10. You meet a friend. You sit in a café and talk. You see a small group of people in their older whateveragebrackets pointedly looking at you and looking away when you catch their eye. When you see it happening more than once, you talk your friend into going somewhere else. When asked why, you say, ‘this is just so loud’.

11. You sit through an academic discussion. People are talking about vulnerability and safety. Care and creativity show up. The smart, insightful, and inspiring conversations develop, surrounded by plenty and privilege. You drone out because you remember the 5 refugees that you are counselling, who have sent you messages that given the current political climate, they want to drop out of their education development programme. Now is not a good time to be visible, one 19 year old has said.

12. You enter the central station and realise that you are going to have to sprint to the train. You are used to this. But today you walk measured footsteps even though you are going to miss the train. You don’t want to be running in your body, on a late evening train station. You miss the train and wait in the cold wind plucking at your cheeks, for the next one that takes you home.

13. On the ride back, you compose your face in rehearsed pleasantness. You wear your Asian niceness on your cheeks. The tiredness of the day has no place on your face. You are good, you are not a threat, you are acceptable.

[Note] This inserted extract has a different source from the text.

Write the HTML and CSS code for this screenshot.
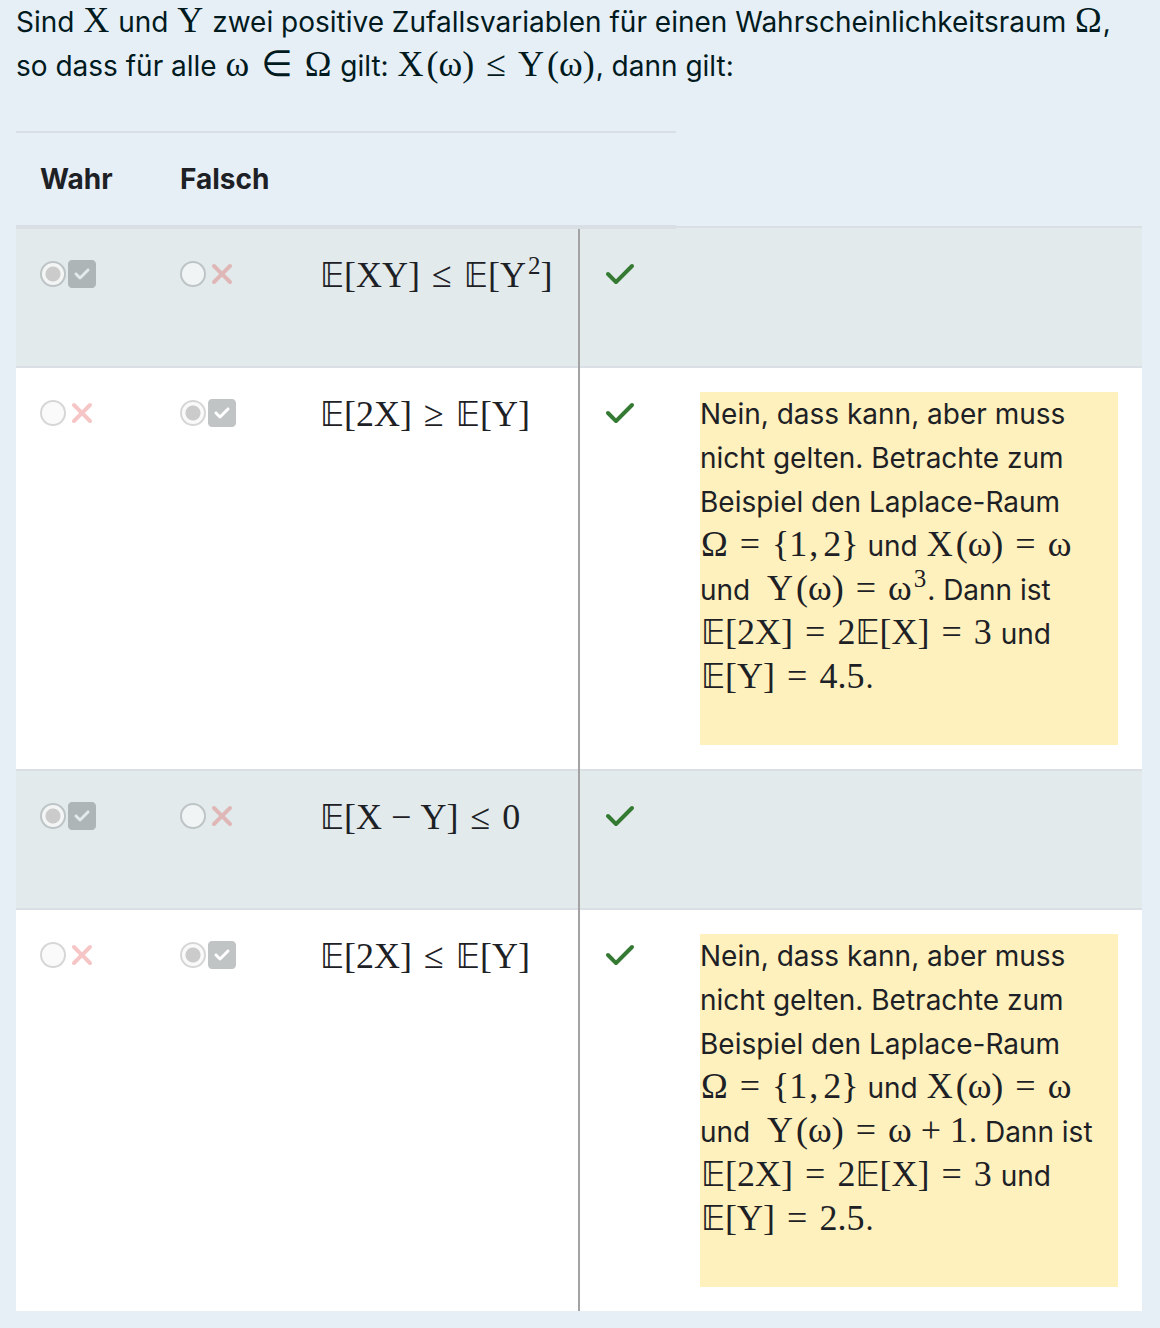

14. You put on your headphones and are going to switch to the usual Bollywood mix that you listen to when you walk home. Before you do that, you remove the headphones and play the music. You are checking to see if the music is too loud, and seeping out of the headphones, betraying its ethnicity in its foreign cadences. You lower the volume and decide to play an American pop mix anyway.

15. You walk home on routine routes when you see three people walking behind you. It is a public space. It is your everyday route home. There are people around. You slow down to let them pass. You find comfort in the bagpack snuggling your back, like an armour.

16. You are fumbling for your keys at the entrance of the building. Somebody walks out of the door at the same time. You are happy not to be fishing for keys, so you ask them to hold the door and scurry up inside. The person asks where you want to go. You tell them you live here. You have never seen each other. You nod, wanting to get home. You get out of the slow elevator and from around the corner you see the person from downstairs looking at you. She has taken the stairs to see you safe home.

17. You enter home and even before you have taken off the bag, or the double layers of coats on your shoulder, you feel a weight come off your shoulders. You stretch to your full height. You breathe deeply. In the solace of solitude, you feel the layers of the day strip off. You head into a warm shower and wash all the gazes that have scorched your body.

You step out. While drying in front of the misty mirror., you realise that if this continues, it will soon become habit. When your body is a question, you live like an apology.

And these are the experiences of a life that is well shielded, protected, and supported by privilege, mobility, work, health, communities of love and trust, and money. So for anybody who is more precarious this must be amplified multiple times.

If you know somebody who feels that they are bodies and skins of suspicion, now you know the cruel algebra of life that they are constantly solving.

If somebody tells you they are worried, anxious, feeling afraid because of what this populist verdict has delivered, don’t downplay their dread. It is theirs. Let them work through it.

You cannot change it by merely offering your love and care. It helps, but this is not a personal question of feelings – it is a structural problem of survival. Their experience is not an accusation towards you. It is merely an apology for themselves.

You might not have voted for this to happen. But you are still a part of the system, and the only way out of this is for us to challenge the normalization of hatred and violence.